Dataset extract ::
————

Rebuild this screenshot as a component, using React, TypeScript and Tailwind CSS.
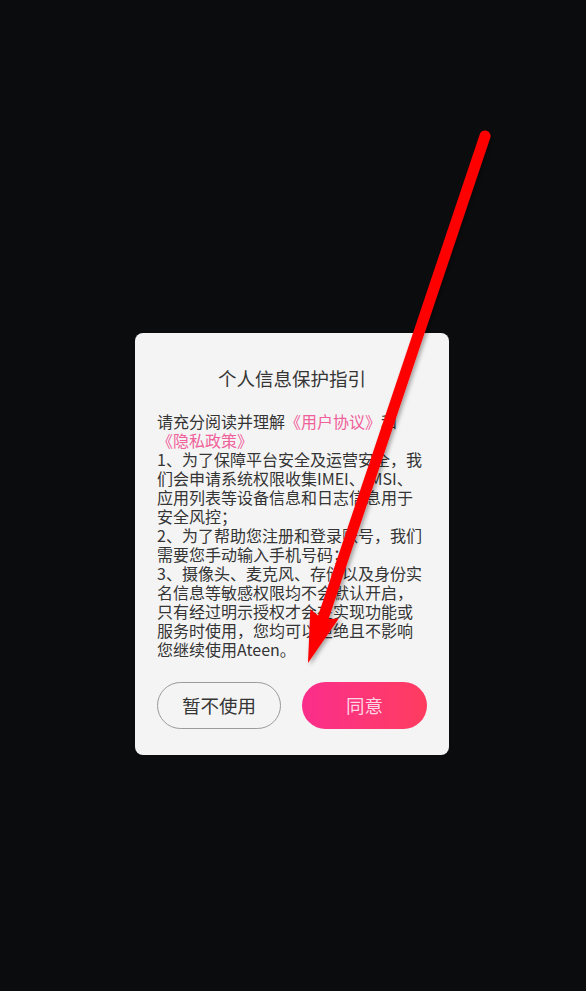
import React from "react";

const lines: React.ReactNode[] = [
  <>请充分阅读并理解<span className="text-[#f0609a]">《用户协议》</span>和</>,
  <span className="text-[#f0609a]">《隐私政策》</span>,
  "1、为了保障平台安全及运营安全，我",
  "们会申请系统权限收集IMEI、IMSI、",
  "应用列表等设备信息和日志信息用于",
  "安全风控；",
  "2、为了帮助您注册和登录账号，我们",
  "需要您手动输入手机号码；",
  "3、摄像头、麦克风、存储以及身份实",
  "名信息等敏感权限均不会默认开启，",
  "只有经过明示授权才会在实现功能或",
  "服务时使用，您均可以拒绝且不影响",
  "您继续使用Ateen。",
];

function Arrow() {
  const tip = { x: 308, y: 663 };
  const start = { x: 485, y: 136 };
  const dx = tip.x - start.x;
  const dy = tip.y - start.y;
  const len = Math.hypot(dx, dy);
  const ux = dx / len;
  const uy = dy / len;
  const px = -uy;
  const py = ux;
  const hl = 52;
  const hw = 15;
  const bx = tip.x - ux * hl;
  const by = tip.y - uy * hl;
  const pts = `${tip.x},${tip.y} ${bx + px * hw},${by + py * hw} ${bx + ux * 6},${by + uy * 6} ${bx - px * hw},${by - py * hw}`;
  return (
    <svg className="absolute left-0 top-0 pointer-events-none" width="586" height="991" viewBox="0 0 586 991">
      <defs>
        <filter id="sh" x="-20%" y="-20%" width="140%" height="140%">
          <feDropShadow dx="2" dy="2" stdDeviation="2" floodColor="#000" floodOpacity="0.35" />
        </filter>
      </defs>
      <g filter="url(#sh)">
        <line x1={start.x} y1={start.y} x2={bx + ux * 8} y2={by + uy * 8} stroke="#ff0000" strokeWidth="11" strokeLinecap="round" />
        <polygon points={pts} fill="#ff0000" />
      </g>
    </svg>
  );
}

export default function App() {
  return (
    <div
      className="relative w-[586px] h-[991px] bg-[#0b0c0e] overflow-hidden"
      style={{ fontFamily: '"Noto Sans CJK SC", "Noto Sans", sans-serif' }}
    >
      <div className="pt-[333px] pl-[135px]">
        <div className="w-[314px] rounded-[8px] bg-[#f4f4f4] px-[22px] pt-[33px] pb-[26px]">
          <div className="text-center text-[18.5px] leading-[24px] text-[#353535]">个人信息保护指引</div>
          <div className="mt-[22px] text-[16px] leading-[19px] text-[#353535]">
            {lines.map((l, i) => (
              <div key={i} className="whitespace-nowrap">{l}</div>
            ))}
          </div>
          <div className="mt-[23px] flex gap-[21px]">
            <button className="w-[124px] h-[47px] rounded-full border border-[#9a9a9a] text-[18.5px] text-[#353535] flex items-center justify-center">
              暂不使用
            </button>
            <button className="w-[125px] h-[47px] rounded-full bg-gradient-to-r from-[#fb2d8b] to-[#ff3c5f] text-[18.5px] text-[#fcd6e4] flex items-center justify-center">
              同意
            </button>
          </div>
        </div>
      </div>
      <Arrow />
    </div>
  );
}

————

Work instructions ::
Output each line exactly; omit every picture.

Reply ::
Rebuild this screenshot as a component, using React, TypeScript and Tailwind CSS.
import React from "react";

const lines: React.ReactNode[] = [
  <>请充分阅读并理解<span className="text-[#f0609a]">《用户协议》</span>和</>,
  <span className="text-[#f0609a]">《隐私政策》</span>,
  "1、为了保障平台安全及运营安全，我",
  "们会申请系统权限收集IMEI、IMSI、",
  "应用列表等设备信息和日志信息用于",
  "安全风控；",
  "2、为了帮助您注册和登录账号，我们",
  "需要您手动输入手机号码；",
  "3、摄像头、麦克风、存储以及身份实",
  "名信息等敏感权限均不会默认开启，",
  "只有经过明示授权才会在实现功能或",
  "服务时使用，您均可以拒绝且不影响",
  "您继续使用Ateen。",
];

function Arrow() {
  const tip = { x: 308, y: 663 };
  const start = { x: 485, y: 136 };
  const dx = tip.x - start.x;
  const dy = tip.y - start.y;
  const len = Math.hypot(dx, dy);
  const ux = dx / len;
  const uy = dy / len;
  const px = -uy;
  const py = ux;
  const hl = 52;
  const hw = 15;
  const bx = tip.x - ux * hl;
  const by = tip.y - uy * hl;
  const pts = `${tip.x},${tip.y} ${bx + px * hw},${by + py * hw} ${bx + ux * 6},${by + uy * 6} ${bx - px * hw},${by - py * hw}`;
  return (
    <svg className="absolute left-0 top-0 pointer-events-none" width="586" height="991" viewBox="0 0 586 991">
      <defs>
        <filter id="sh" x="-20%" y="-20%" width="140%" height="140%">
          <feDropShadow dx="2" dy="2" stdDeviation="2" floodColor="#000" floodOpacity="0.35" />
        </filter>
      </defs>
      <g filter="url(#sh)">
        <line x1={start.x} y1={start.y} x2={bx + ux * 8} y2={by + uy * 8} stroke="#ff0000" strokeWidth="11" strokeLinecap="round" />
        <polygon points={pts} fill="#ff0000" />
      </g>
    </svg>
  );
}

export default function App() {
  return (
    <div
      className="relative w-[586px] h-[991px] bg-[#0b0c0e] overflow-hidden"
      style={{ fontFamily: '"Noto Sans CJK SC", "Noto Sans", sans-serif' }}
    >
      <div className="pt-[333px] pl-[135px]">
        <div className="w-[314px] rounded-[8px] bg-[#f4f4f4] px-[22px] pt-[33px] pb-[26px]">
          <div className="text-center text-[18.5px] leading-[24px] text-[#353535]">个人信息保护指引</div>
          <div className="mt-[22px] text-[16px] leading-[19px] text-[#353535]">
            {lines.map((l, i) => (
              <div key={i} className="whitespace-nowrap">{l}</div>
            ))}
          </div>
          <div className="mt-[23px] flex gap-[21px]">
            <button className="w-[124px] h-[47px] rounded-full border border-[#9a9a9a] text-[18.5px] text-[#353535] flex items-center justify-center">
              暂不使用
            </button>
            <button className="w-[125px] h-[47px] rounded-full bg-gradient-to-r from-[#fb2d8b] to-[#ff3c5f] text-[18.5px] text-[#fcd6e4] flex items-center justify-center">
              同意
            </button>
          </div>
        </div>
      </div>
      <Arrow />
    </div>
  );
}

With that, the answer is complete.